◆ SHORT PROBLEM ◆
Locate and copy each line in the data that contains the word "styles".

______________________________

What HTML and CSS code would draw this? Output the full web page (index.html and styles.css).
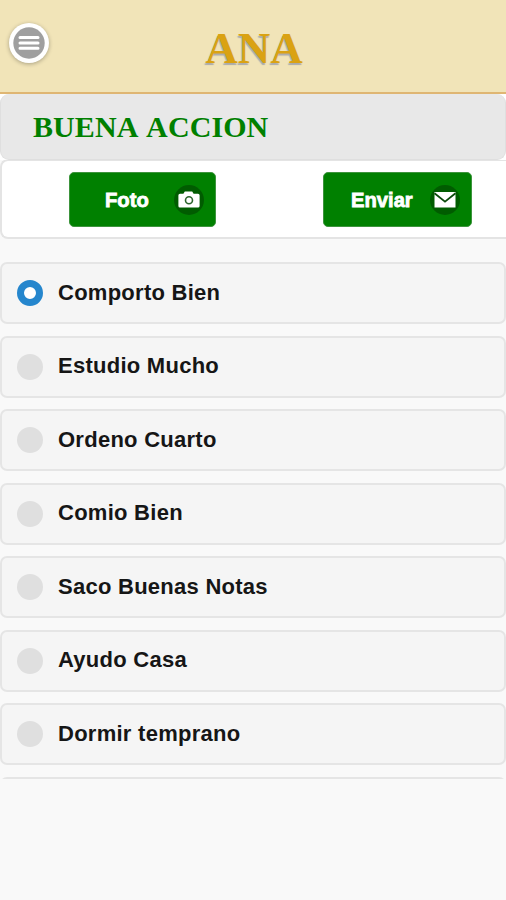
FILE: index.html
```html
<!DOCTYPE html>
<html lang="es">
<head>
<meta charset="utf-8">
<title>ANA</title>
<link rel="stylesheet" href="styles.css">
</head>
<body>
<header class="header">
  <button class="menu" aria-label="Menu">
    <svg width="32" height="32" viewBox="0 0 32 32"><circle cx="16" cy="16" r="15.7" fill="#9f9f9f"/><path d="M7 10.500h18M7 15.900h18M7 21.300h18" stroke="#fff" stroke-width="3" stroke-linecap="round"/></svg>
  </button>
  <h1 class="name">ANA</h1>
</header>
<h2 class="title">BUENA ACCION</h2>
<div class="actions">
  <button class="btn foto"><span class="label">Foto</span>
    <svg class="icon" width="30" height="30" viewBox="0 0 30 30"><circle cx="15" cy="15" r="15" fill="#005c00"/><path d="M6 8.700h3.400l1.400-2.200h7.400l1.400 2.200H24q1.600 0 1.600 1.600v10.600q0 1.600-1.600 1.600H6q-1.600 0-1.600-1.600V10.300q0-1.600 1.600-1.600z" fill="#fff"/><circle cx="15" cy="15.200" r="3.500" fill="#fff" stroke="#2c652c" stroke-width="1.600"/></svg>
  </button>
  <button class="btn enviar"><span class="label">Enviar</span>
    <svg class="icon" width="30" height="30" viewBox="0 0 30 30"><circle cx="15" cy="15" r="15" fill="#005c00"/><path d="M4.500 7h21v15.500h-21z" fill="#fff"/><path d="M4.500 8.300L15 16.600L25.500 8.300" fill="none" stroke="#0b4a0b" stroke-width="1.800"/></svg>
  </button>
</div>
<ul class="list">
  <li class="item"><span class="radio on"></span>Comporto Bien</li>
  <li class="item"><span class="radio"></span>Estudio Mucho</li>
  <li class="item"><span class="radio"></span>Ordeno Cuarto</li>
  <li class="item"><span class="radio"></span>Comio Bien</li>
  <li class="item"><span class="radio"></span>Saco Buenas Notas</li>
  <li class="item"><span class="radio"></span>Ayudo Casa</li>
  <li class="item"><span class="radio"></span>Dormir temprano</li>
  <li class="item"></li>
</ul>
</body>
</html>
```
FILE: styles.css
```css
* { box-sizing: border-box; }
body {
  margin: 0;
  height: 900px;
  overflow: hidden;
  background: #f9f9f9;
  font-family: "Liberation Sans", Arial, sans-serif;
}
.header {
  display: grid;
  grid-template-columns: 50px 1fr 50px;
  height: 94px;
  background: #f1e4b8;
  border-bottom: 2px solid #dfb673;
}
.menu {
  width: 40px;
  height: 40px;
  margin: 23px 0 0 9px;
  padding: 4px;
  border: 0;
  border-radius: 50%;
  background: #fff;
  box-shadow: 0 1px 4px rgba(0, 0, 0, .3);
}
.menu svg { display: block; }
.name {
  margin: 22px 0 0 2px;
  text-align: center;
  font: bold 45px/52px "Liberation Serif", "Times New Roman", serif;
  color: #daa213;
  text-shadow: -1px 2px 1px #aaa;
}
.title {
  height: 66px;
  margin: 0;
  padding-left: 32px;
  border: 1px solid #dfdfdf;
  border-top: 0;
  border-radius: 9px;
  background: #e8e8e8;
  box-shadow: 0 0 0 6px #fff;
  clip-path: inset(0);
  font: bold 30px/65px "Liberation Serif", "Times New Roman", serif;
  font-kerning: none;
  letter-spacing: .1px;
  color: #008000;
}
.actions {
  display: flex;
  gap: 107px;
  height: 80px;
  margin-top: -1px;
  padding: 12px 0 0 67px;
  border: 2px solid #e4e4e4;
  border-right: 0;
  border-radius: 8px 0 0 8px;
  background: #fff;
}
.btn {
  display: flex;
  align-items: center;
  justify-content: space-between;
  height: 55px;
  margin-top: -1px;
  padding: 0 11px 0 35px;
  border: 1px solid #3d943d;
  border-radius: 5px;
  background: #008000;
  color: #fff;
  font: bold 20.2px/55px "Liberation Sans", Arial, sans-serif;
}
.foto { width: 147px; }
.enviar { width: 149px; padding-left: 27px; }
.label { padding-top: 2px; -webkit-text-stroke: .8px #fff; }
.list {
  display: flex;
  flex-direction: column;
  gap: 11.5px;
  height: 517px;
  margin: 23px 0 0;
  padding: 0;
  overflow: hidden;
  list-style: none;
}
.item {
  display: flex;
  flex: none;
  align-items: center;
  gap: 15px;
  height: 62px;
  padding-left: 15px;
  padding-bottom: 1px;
  border: 2px solid #e5e5e5;
  border-radius: 7px;
  background: #f5f5f5;
  color: #161616;
  font-size: 22px;
  font-weight: bold;
  letter-spacing: .26px;
}
.radio {
  width: 26px;
  height: 26px;
  margin-top: 1px;
  border-radius: 50%;
  background: #dfdfdf;
}
.on { border: 7px solid #2586cd; background: #fff; }
```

______________________________

◆ WRITTEN REPLY ◆
What HTML and CSS code would draw this? Output the full web page (index.html and styles.css).
<link rel="stylesheet" href="styles.css">
FILE: styles.css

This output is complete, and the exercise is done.